The School of Public Policy hosted James during the Augustus and Patricia Tagliaferri Dean’s Distinguished Lecture. Pete Peterson, dean of the School of Public Policy, sat down with James for a discussion titled: A Life of Faithful Leadership in Politics and Policy. This discussion took place Jan. 26, at the Wilburn Auditorium.
“I wish I could say I was a happy warrior,” James said. “I was not. I went kicking and screaming at everything I ever do,”
James has an extensive background of working in public policy for over 40 years. James served as a former secretary for the State of Virginia, secretary of the Commonwealth of Virginia and the U.S. director of Personnel Management under President George W. Bush. James is regarded as one of the nation’s most respected public servants, according to the School of Public Policy.
James discussed her childhood, being a woman of color and the power of reconciliation.
James described her upbringing as “a quintessential American story.” She grew up in the public housing projects of Richmond, Virginia. Her welfare mother raised her alongside her five brothers, James said.
“Coming from a group of five rough and tumble boys made Washington a rather easy lifting,” James said.
This drew a hearty chuckle from Peterson and the audience members, many of whom were graduate students studying public policy.
She attributed her stance on public policy largely to her upbringing.
James shared experiences of being discriminated against as a woman of color working in corporate America before becoming involved in politics.
“There’s a lot about me that you could hate if you wanted to,” James said. “[I’m] Not only black, not only female, but [I have] the audacity to be pro-life and to be a Republican.”
James faced adversity in the public eye, but bigots can’t ignore excellence, James said. In order to survive in this world, an individual must be steadfast in their identity and know the calling on their life. Having principles and staying true to those principles will be your armor, James said.
“If you are not convinced of a calling that God has on your life, you must know that in order to survive and to be sustained through some of the things that you will confront in life,” James said.
A common question James said she receives is about the fact that she’s never been indicted while serving 40 years in and out of government.
Principles, when clung tightly to and treasured will serve as protection, James said.
“When you are grounded in faith and you live by certain principles, those principles protect you,” James said.
James said, as a professor, she would encourage her students and those involved in public policy to never do anything illegal, immoral or unethical. It doesn’t matter if it’s the President of the United States, a cabinet officer or a chief of staff, James said.

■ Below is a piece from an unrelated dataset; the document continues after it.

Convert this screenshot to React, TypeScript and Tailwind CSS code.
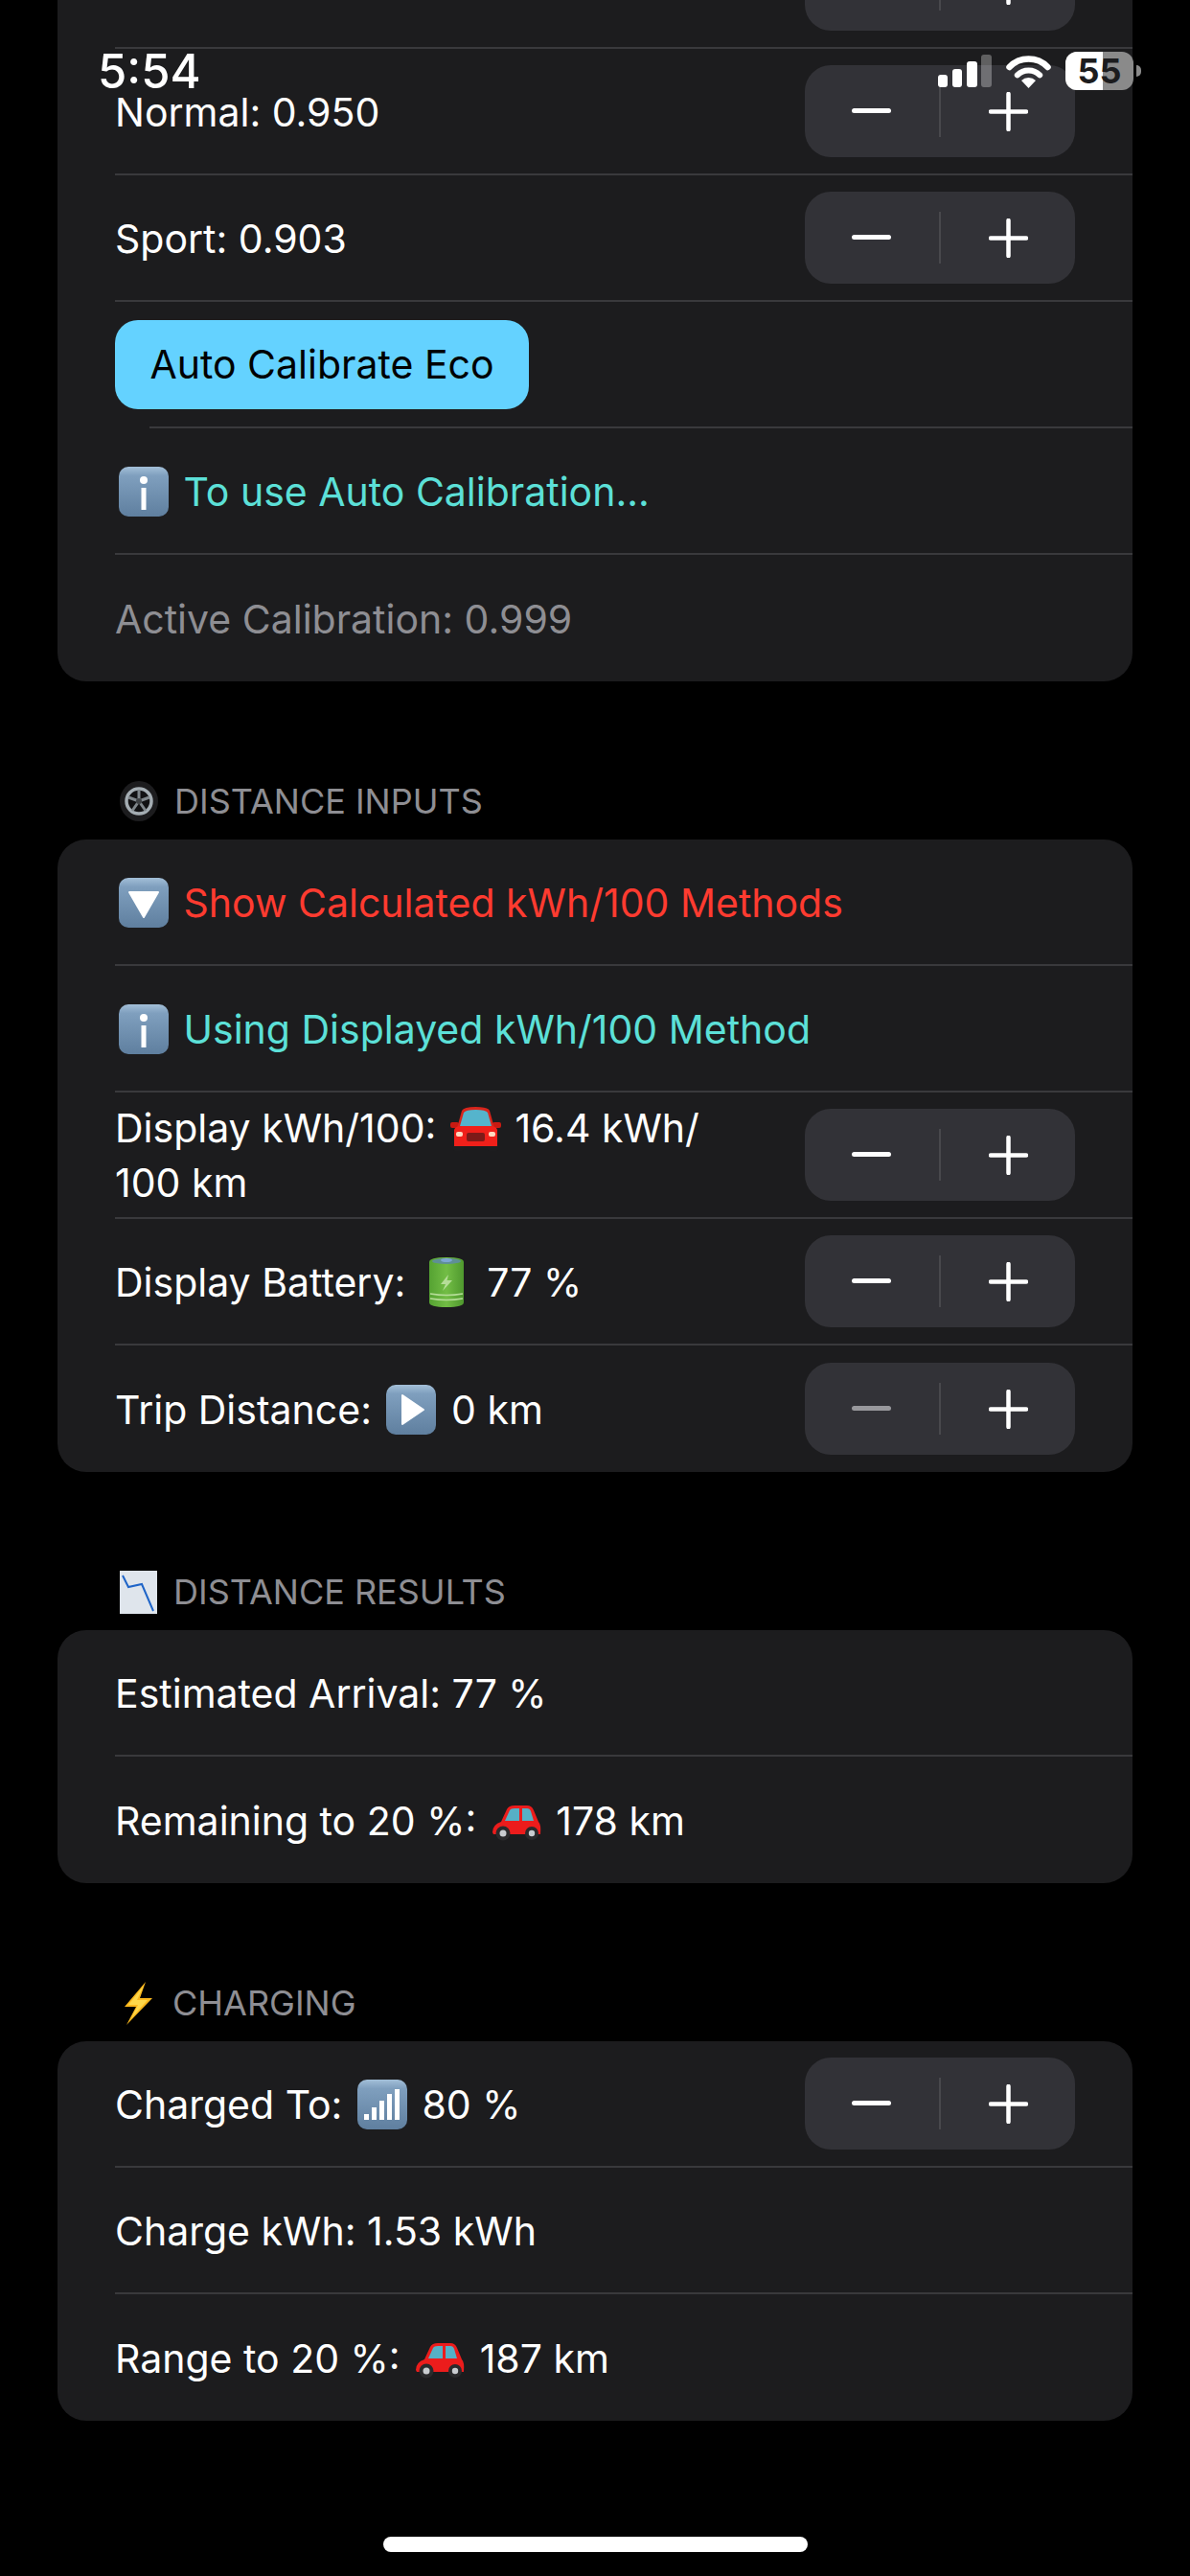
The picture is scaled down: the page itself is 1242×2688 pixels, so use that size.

“Just don’t do it,” she said.
James said she’s had to walk away from jobs because of her principles.
“Whatever momentary loss — that was made up many times over down the road,” James said.
Faith has sustained James while working in public service as a spokeswoman for National Right to Life, leading her staff in Washington D.C. during 9/11 and working toward racial reconciliation, James said.
James said she has navigated reconciliation by extending patience, forgiveness and love to those she disagrees with. On any given day, we run into people with opposing viewpoints and opinions, but division can be avoided by extending grace, she said.
“I think we [Americans] are uniquely equipped to demonstrate to the world what it looks like to live in a pluralistic society,” James said.